Take the data below and repeat it exactly.

— Start of Material provided —

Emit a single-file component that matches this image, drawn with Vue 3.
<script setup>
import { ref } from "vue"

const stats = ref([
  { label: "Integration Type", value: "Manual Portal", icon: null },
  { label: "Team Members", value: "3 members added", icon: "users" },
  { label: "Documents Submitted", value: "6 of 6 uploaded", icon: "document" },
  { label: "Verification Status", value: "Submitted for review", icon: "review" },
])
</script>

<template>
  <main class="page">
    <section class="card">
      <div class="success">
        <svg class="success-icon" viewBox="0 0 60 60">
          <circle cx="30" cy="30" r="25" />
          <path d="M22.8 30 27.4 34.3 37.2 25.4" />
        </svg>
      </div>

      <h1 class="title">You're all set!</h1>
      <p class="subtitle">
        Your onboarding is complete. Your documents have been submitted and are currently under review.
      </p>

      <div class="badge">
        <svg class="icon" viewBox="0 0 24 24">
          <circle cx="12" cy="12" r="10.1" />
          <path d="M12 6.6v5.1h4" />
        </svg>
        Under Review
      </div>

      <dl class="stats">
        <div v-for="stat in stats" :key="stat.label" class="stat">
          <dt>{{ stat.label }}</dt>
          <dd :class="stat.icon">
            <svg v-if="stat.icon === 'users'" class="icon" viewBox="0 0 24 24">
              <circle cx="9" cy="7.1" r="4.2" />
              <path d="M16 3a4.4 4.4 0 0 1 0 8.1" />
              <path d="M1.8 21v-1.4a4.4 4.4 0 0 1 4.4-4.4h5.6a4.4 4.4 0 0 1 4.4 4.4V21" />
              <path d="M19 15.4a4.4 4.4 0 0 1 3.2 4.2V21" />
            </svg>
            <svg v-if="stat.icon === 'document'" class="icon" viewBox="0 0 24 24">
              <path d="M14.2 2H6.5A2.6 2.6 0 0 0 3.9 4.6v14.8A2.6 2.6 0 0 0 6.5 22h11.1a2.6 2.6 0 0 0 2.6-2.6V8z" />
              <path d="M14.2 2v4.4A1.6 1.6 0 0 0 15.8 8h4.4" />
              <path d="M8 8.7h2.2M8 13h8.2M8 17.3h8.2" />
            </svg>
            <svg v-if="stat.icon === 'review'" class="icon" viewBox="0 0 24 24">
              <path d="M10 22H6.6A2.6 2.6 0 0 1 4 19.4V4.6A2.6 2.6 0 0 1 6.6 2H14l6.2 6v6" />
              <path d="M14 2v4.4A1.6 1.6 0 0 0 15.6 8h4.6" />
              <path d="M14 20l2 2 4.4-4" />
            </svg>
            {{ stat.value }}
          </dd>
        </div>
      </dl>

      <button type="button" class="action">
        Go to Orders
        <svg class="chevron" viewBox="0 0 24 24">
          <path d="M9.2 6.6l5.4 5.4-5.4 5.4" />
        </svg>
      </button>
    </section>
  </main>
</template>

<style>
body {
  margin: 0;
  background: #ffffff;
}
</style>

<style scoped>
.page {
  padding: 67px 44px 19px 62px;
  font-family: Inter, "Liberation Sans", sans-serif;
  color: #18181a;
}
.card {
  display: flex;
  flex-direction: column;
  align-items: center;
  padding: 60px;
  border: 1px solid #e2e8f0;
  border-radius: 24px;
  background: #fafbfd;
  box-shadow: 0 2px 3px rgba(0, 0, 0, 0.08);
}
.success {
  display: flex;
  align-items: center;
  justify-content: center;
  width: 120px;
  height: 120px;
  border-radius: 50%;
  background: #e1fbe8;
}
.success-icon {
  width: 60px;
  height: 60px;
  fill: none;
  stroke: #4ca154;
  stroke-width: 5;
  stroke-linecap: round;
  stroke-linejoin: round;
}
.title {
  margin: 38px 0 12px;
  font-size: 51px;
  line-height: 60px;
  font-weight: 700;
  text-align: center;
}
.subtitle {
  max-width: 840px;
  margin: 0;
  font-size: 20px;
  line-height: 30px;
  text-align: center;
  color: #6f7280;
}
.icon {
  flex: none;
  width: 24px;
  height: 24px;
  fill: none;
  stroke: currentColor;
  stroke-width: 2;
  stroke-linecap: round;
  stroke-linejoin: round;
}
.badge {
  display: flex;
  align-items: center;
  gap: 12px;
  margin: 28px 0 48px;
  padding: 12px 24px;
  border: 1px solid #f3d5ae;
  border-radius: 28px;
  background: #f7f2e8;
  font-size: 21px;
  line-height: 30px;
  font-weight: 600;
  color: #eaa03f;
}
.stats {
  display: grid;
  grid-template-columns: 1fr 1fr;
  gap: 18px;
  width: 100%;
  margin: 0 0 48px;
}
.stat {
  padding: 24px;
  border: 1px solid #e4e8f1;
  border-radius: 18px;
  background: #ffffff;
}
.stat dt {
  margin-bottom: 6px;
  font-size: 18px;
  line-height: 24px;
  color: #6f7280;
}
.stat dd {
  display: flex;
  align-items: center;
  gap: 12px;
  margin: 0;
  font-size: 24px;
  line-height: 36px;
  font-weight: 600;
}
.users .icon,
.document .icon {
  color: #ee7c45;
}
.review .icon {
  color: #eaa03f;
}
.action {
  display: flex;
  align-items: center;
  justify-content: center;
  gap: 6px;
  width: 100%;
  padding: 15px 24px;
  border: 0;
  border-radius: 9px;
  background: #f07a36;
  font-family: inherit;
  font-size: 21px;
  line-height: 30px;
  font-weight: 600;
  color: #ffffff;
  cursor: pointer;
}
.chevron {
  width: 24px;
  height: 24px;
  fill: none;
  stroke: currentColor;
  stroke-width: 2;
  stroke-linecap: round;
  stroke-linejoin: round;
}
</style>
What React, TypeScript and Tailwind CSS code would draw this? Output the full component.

— End of Material provided —

• _Result for this exercise_
Emit a single-file component that matches this image, drawn with Vue 3.
<script setup>
import { ref } from "vue"

const stats = ref([
  { label: "Integration Type", value: "Manual Portal", icon: null },
  { label: "Team Members", value: "3 members added", icon: "users" },
  { label: "Documents Submitted", value: "6 of 6 uploaded", icon: "document" },
  { label: "Verification Status", value: "Submitted for review", icon: "review" },
])
</script>

<template>
  <main class="page">
    <section class="card">
      <div class="success">
        <svg class="success-icon" viewBox="0 0 60 60">
          <circle cx="30" cy="30" r="25" />
          <path d="M22.8 30 27.4 34.3 37.2 25.4" />
        </svg>
      </div>

      <h1 class="title">You're all set!</h1>
      <p class="subtitle">
        Your onboarding is complete. Your documents have been submitted and are currently under review.
      </p>

      <div class="badge">
        <svg class="icon" viewBox="0 0 24 24">
          <circle cx="12" cy="12" r="10.1" />
          <path d="M12 6.6v5.1h4" />
        </svg>
        Under Review
      </div>

      <dl class="stats">
        <div v-for="stat in stats" :key="stat.label" class="stat">
          <dt>{{ stat.label }}</dt>
          <dd :class="stat.icon">
            <svg v-if="stat.icon === 'users'" class="icon" viewBox="0 0 24 24">
              <circle cx="9" cy="7.1" r="4.2" />
              <path d="M16 3a4.4 4.4 0 0 1 0 8.1" />
              <path d="M1.8 21v-1.4a4.4 4.4 0 0 1 4.4-4.4h5.6a4.4 4.4 0 0 1 4.4 4.4V21" />
              <path d="M19 15.4a4.4 4.4 0 0 1 3.2 4.2V21" />
            </svg>
            <svg v-if="stat.icon === 'document'" class="icon" viewBox="0 0 24 24">
              <path d="M14.2 2H6.5A2.6 2.6 0 0 0 3.9 4.6v14.8A2.6 2.6 0 0 0 6.5 22h11.1a2.6 2.6 0 0 0 2.6-2.6V8z" />
              <path d="M14.2 2v4.4A1.6 1.6 0 0 0 15.8 8h4.4" />
              <path d="M8 8.7h2.2M8 13h8.2M8 17.3h8.2" />
            </svg>
            <svg v-if="stat.icon === 'review'" class="icon" viewBox="0 0 24 24">
              <path d="M10 22H6.6A2.6 2.6 0 0 1 4 19.4V4.6A2.6 2.6 0 0 1 6.6 2H14l6.2 6v6" />
              <path d="M14 2v4.4A1.6 1.6 0 0 0 15.6 8h4.6" />
              <path d="M14 20l2 2 4.4-4" />
            </svg>
            {{ stat.value }}
          </dd>
        </div>
      </dl>

      <button type="button" class="action">
        Go to Orders
        <svg class="chevron" viewBox="0 0 24 24">
          <path d="M9.2 6.6l5.4 5.4-5.4 5.4" />
        </svg>
      </button>
    </section>
  </main>
</template>

<style>
body {
  margin: 0;
  background: #ffffff;
}
</style>

<style scoped>
.page {
  padding: 67px 44px 19px 62px;
  font-family: Inter, "Liberation Sans", sans-serif;
  color: #18181a;
}
.card {
  display: flex;
  flex-direction: column;
  align-items: center;
  padding: 60px;
  border: 1px solid #e2e8f0;
  border-radius: 24px;
  background: #fafbfd;
  box-shadow: 0 2px 3px rgba(0, 0, 0, 0.08);
}
.success {
  display: flex;
  align-items: center;
  justify-content: center;
  width: 120px;
  height: 120px;
  border-radius: 50%;
  background: #e1fbe8;
}
.success-icon {
  width: 60px;
  height: 60px;
  fill: none;
  stroke: #4ca154;
  stroke-width: 5;
  stroke-linecap: round;
  stroke-linejoin: round;
}
.title {
  margin: 38px 0 12px;
  font-size: 51px;
  line-height: 60px;
  font-weight: 700;
  text-align: center;
}
.subtitle {
  max-width: 840px;
  margin: 0;
  font-size: 20px;
  line-height: 30px;
  text-align: center;
  color: #6f7280;
}
.icon {
  flex: none;
  width: 24px;
  height: 24px;
  fill: none;
  stroke: currentColor;
  stroke-width: 2;
  stroke-linecap: round;
  stroke-linejoin: round;
}
.badge {
  display: flex;
  align-items: center;
  gap: 12px;
  margin: 28px 0 48px;
  padding: 12px 24px;
  border: 1px solid #f3d5ae;
  border-radius: 28px;
  background: #f7f2e8;
  font-size: 21px;
  line-height: 30px;
  font-weight: 600;
  color: #eaa03f;
}
.stats {
  display: grid;
  grid-template-columns: 1fr 1fr;
  gap: 18px;
  width: 100%;
  margin: 0 0 48px;
}
.stat {
  padding: 24px;
  border: 1px solid #e4e8f1;
  border-radius: 18px;
  background: #ffffff;
}
.stat dt {
  margin-bottom: 6px;
  font-size: 18px;
  line-height: 24px;
  color: #6f7280;
}
.stat dd {
  display: flex;
  align-items: center;
  gap: 12px;
  margin: 0;
  font-size: 24px;
  line-height: 36px;
  font-weight: 600;
}
.users .icon,
.document .icon {
  color: #ee7c45;
}
.review .icon {
  color: #eaa03f;
}
.action {
  display: flex;
  align-items: center;
  justify-content: center;
  gap: 6px;
  width: 100%;
  padding: 15px 24px;
  border: 0;
  border-radius: 9px;
  background: #f07a36;
  font-family: inherit;
  font-size: 21px;
  line-height: 30px;
  font-weight: 600;
  color: #ffffff;
  cursor: pointer;
}
.chevron {
  width: 24px;
  height: 24px;
  fill: none;
  stroke: currentColor;
  stroke-width: 2;
  stroke-linecap: round;
  stroke-linejoin: round;
}
</style>
What React, TypeScript and Tailwind CSS code would draw this? Output the full component.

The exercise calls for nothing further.